### WHAT YOU HAVE TO DO
Copy all of the material below exactly.

### DATA LINES
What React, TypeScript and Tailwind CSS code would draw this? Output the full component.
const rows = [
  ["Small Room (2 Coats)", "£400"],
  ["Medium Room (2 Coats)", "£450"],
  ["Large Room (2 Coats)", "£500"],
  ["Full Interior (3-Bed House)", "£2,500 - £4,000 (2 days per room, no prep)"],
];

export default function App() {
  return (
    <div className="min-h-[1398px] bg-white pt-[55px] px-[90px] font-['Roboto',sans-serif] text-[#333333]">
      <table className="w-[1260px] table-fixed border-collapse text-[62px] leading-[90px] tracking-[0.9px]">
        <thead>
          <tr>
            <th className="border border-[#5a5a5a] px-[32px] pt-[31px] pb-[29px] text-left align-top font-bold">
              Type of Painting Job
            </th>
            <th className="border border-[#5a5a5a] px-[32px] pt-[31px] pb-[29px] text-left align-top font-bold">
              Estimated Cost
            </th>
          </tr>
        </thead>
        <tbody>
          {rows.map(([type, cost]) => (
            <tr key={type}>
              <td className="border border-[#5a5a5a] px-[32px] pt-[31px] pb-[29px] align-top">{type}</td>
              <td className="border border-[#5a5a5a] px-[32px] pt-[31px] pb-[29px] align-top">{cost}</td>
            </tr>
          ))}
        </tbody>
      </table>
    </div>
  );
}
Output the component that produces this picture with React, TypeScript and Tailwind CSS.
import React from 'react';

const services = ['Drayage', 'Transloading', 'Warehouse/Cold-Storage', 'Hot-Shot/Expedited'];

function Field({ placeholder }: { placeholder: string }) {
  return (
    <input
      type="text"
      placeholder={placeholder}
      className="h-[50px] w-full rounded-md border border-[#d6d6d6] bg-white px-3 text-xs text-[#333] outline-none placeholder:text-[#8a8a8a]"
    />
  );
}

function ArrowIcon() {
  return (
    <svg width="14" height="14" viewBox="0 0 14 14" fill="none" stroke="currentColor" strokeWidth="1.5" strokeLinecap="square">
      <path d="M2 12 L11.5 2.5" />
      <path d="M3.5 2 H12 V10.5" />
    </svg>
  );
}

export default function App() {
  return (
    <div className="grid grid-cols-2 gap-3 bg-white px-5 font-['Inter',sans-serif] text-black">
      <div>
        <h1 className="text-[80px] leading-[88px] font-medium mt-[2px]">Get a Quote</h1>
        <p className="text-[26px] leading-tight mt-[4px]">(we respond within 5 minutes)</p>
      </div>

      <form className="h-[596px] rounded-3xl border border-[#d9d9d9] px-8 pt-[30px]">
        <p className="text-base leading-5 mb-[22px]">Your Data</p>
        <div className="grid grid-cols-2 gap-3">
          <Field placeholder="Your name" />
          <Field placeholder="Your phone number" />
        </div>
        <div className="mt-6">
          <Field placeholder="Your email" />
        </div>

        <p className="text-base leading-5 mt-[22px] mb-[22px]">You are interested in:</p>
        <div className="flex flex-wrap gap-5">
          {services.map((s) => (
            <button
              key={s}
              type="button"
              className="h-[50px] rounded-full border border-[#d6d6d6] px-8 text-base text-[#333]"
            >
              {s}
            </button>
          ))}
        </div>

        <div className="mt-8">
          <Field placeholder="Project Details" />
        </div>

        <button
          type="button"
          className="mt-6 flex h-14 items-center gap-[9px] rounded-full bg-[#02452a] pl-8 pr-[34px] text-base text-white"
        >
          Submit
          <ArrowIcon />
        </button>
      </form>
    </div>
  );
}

### FINISHED TASK
What React, TypeScript and Tailwind CSS code would draw this? Output the full component.
const rows = [
  ["Small Room (2 Coats)", "£400"],
  ["Medium Room (2 Coats)", "£450"],
  ["Large Room (2 Coats)", "£500"],
  ["Full Interior (3-Bed House)", "£2,500 - £4,000 (2 days per room, no prep)"],
];

export default function App() {
  return (
    <div className="min-h-[1398px] bg-white pt-[55px] px-[90px] font-['Roboto',sans-serif] text-[#333333]">
      <table className="w-[1260px] table-fixed border-collapse text-[62px] leading-[90px] tracking-[0.9px]">
        <thead>
          <tr>
            <th className="border border-[#5a5a5a] px-[32px] pt-[31px] pb-[29px] text-left align-top font-bold">
              Type of Painting Job
            </th>
            <th className="border border-[#5a5a5a] px-[32px] pt-[31px] pb-[29px] text-left align-top font-bold">
              Estimated Cost
            </th>
          </tr>
        </thead>
        <tbody>
          {rows.map(([type, cost]) => (
            <tr key={type}>
              <td className="border border-[#5a5a5a] px-[32px] pt-[31px] pb-[29px] align-top">{type}</td>
              <td className="border border-[#5a5a5a] px-[32px] pt-[31px] pb-[29px] align-top">{cost}</td>
            </tr>
          ))}
        </tbody>
      </table>
    </div>
  );
}
Output the component that produces this picture with React, TypeScript and Tailwind CSS.
import React from 'react';

const services = ['Drayage', 'Transloading', 'Warehouse/Cold-Storage', 'Hot-Shot/Expedited'];

function Field({ placeholder }: { placeholder: string }) {
  return (
    <input
      type="text"
      placeholder={placeholder}
      className="h-[50px] w-full rounded-md border border-[#d6d6d6] bg-white px-3 text-xs text-[#333] outline-none placeholder:text-[#8a8a8a]"
    />
  );
}

function ArrowIcon() {
  return (
    <svg width="14" height="14" viewBox="0 0 14 14" fill="none" stroke="currentColor" strokeWidth="1.5" strokeLinecap="square">
      <path d="M2 12 L11.5 2.5" />
      <path d="M3.5 2 H12 V10.5" />
    </svg>
  );
}

export default function App() {
  return (
    <div className="grid grid-cols-2 gap-3 bg-white px-5 font-['Inter',sans-serif] text-black">
      <div>
        <h1 className="text-[80px] leading-[88px] font-medium mt-[2px]">Get a Quote</h1>
        <p className="text-[26px] leading-tight mt-[4px]">(we respond within 5 minutes)</p>
      </div>

      <form className="h-[596px] rounded-3xl border border-[#d9d9d9] px-8 pt-[30px]">
        <p className="text-base leading-5 mb-[22px]">Your Data</p>
        <div className="grid grid-cols-2 gap-3">
          <Field placeholder="Your name" />
          <Field placeholder="Your phone number" />
        </div>
        <div className="mt-6">
          <Field placeholder="Your email" />
        </div>

        <p className="text-base leading-5 mt-[22px] mb-[22px]">You are interested in:</p>
        <div className="flex flex-wrap gap-5">
          {services.map((s) => (
            <button
              key={s}
              type="button"
              className="h-[50px] rounded-full border border-[#d6d6d6] px-8 text-base text-[#333]"
            >
              {s}
            </button>
          ))}
        </div>

        <div className="mt-8">
          <Field placeholder="Project Details" />
        </div>

        <button
          type="button"
          className="mt-6 flex h-14 items-center gap-[9px] rounded-full bg-[#02452a] pl-8 pr-[34px] text-base text-white"
        >
          Submit
          <ArrowIcon />
        </button>
      </form>
    </div>
  );
}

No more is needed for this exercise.